À propos de l'auteur : Jean Dussault

Catégories : Société

Partagez cet article

Jean Dussault 

Il y a trop  de raisons de s’inquiéter de l’avenir des États-Unis d’Amérique ; il ne faut pas rajouter celle de la « division » décriée et condamnée de toutes parts.

Y inclus, au premier chef, par ceux qui la fomentent.

Bouh

Il est étonnant d’avoir à rappeler aux tenants de cette thèse d’épouvante que le contraire de la division, c’est l’unanimité. Il faudrait donc que tout le monde vote du bon bord pour ne pas fragiliser l’âme nationale. Ou, ô combien plus efficace, truquer les élections comme tant et tant de dirigeants le font pour étaler l’harmonie populaire.

Selon cette version moderne du Bonhomme Sept Heures, la « division » en question est une menace fondamentale à l’existence même du pays.

(Mauvais) souvenir

En plus modeste, et en plus ridicule, Jean Charest soutenait qu’il ne fallait pas tenir de référendum sur la souveraineté au Québec parce que, ben euh, ça divise le bon peuple. Même, sniff, des familles. Belle recette pour un rata démocratique : si tout le monde ne pense pas la même chose sur un sujet, on ne parle pas du sujet en question.

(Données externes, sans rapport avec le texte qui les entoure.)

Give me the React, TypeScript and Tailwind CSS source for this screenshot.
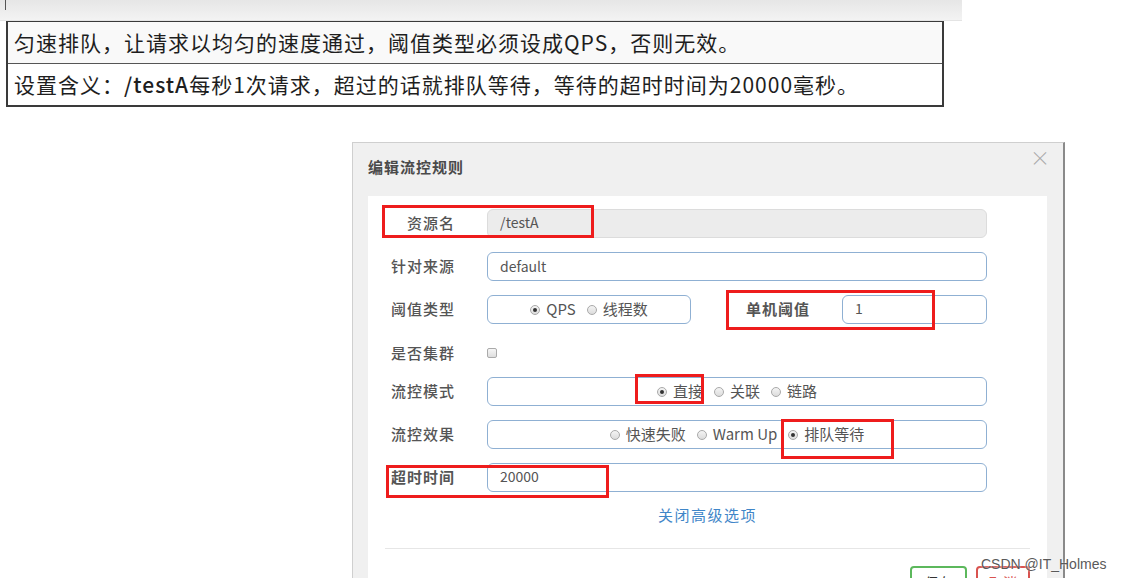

Cette proposition est venue d’un élu que la division normale entre des votes avait favorisé !

L’ultime unité

La liste des dictateurs qui emprisonnent et qui tuent pour « encourager » l’unité dans leur sillon est désespérément longue, et elle continue de s’allonger.

Le problème des États-Unis, et de toute vision généreuse de la démocratie, n’est pas que des citoyens pensent, critiquent, chialent, contestent, manifestent. Le drame fondamental est que quiconque exerce son droit de s’exprimer se fait accuser, non, est condamné sans procès pour avoir contribuer à la « division » du pays, à la dilution de ses nobles ambitions, à la destruction du rêve du consensuel « phare dans le brouillard ».

Comme si l’unanimisme avait été jadis une religion partagée et pratiquée par la totalité de la population. Comme si la guerre de Sécession n’avait pas eu lieu, ni la Grande ni la Deuxième Guerre ni celle du Vietnam.

Faut jaser

Ce n’est pas le débat qui crée des tensions, c’est l’existence normale et saine de points de vue différents, voire divergents. Ce n’est que lorsque ces tensions émergent dans le discours public, quand elles ne sont pas réprimées mais encouragées que les institutions, les leaders et les citoyens peuvent et doivent en prendre acte et agir pour qu’elles se résorbent et se résolvent pour le plus grand bien du plus grand nombre.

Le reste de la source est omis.